Apple, when they did something similar either last year or earlier this year, they kind of said, “Okay, like, we’ll drop the commission fees for your first million, but, you have to apply. And then once you cross that, you are no longer in the program. And then if you drop below that you need to reapply again” or whatever. So it’s not very friendly.

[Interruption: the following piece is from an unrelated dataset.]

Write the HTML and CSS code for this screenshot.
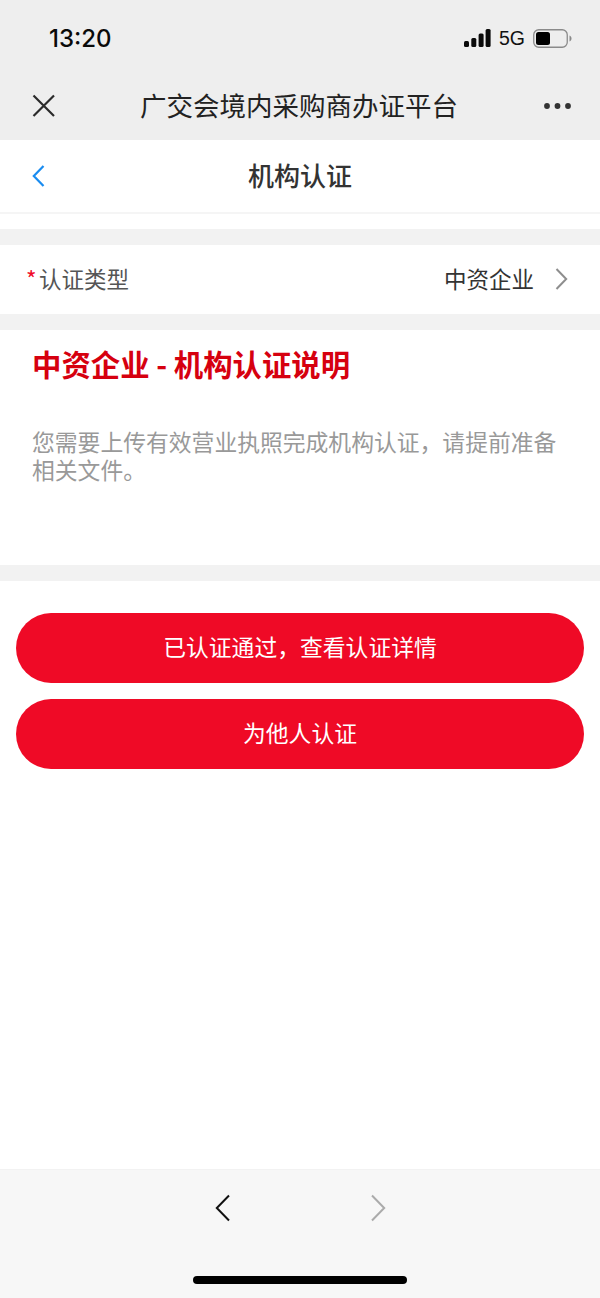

And then WooCommerce. WooCommerce takes 40% of sales from developers selling exclusively on their marketplace. And then 60% for non-exclusive sellers. So WooCommerce is saying, “Hey, if you’re going to sell these other places, we’re going to take more than half, which, you know what Apple’s argument is? Well, you wouldn’t make money without us. What WooCommerce is saying is yeah. I mean, you could probably make money without us. So we’re going to take a huge cut. And the plugin ecosystem is, you know, as Iain says in his newsletter is flourishing despite this. But this is not, you know, this is not developer-friendly. I also, don’t know if this is still the case, but you know, you don’t even get customer data. Like you can’t email your customers directly. I think 40% is just too much If you’re going to lock me in to this platform, like, you need to prove to me that I’m going, that it’s going to be worth it for me to do this, instead of just putting. And it’s just, instead of selling it on my own or through premium or whatever. I’m not convinced that’s the case, you know, on the WooCommerce store. And then 60% for non-exclusive sellers. Are you kidding me? Not even a 50/50 split that like, that’s obnoxious. So, I just, but there’s more here. I’m not like reading the whole article to you but, I would check it out. And so I would subscribe to Iain’s newsletter. It’s really good. There’s a lot of good business news in here. And his take on acquisitions is unique and helpful. And he has good…I mean, most of the acquisition news I get is either from him or Post Status. The news I bring to you. So, which, you know, keep listening of course. But, maybe listen to me and then go to them for enough or for deeper analysis or whatever, or don’t.
Okay. So those are the top three news stories. Now, I’m very excited to tell you that this podcast has an exclusive annual sponsor. GoDaddy Pro is sponsoring this podcast for the whole year. They were also one of the big sponsors of WP Year in Review. So I want to thank GoDaddy pro for their continued support of this project. I’d like you to know about GoDaddy Pro.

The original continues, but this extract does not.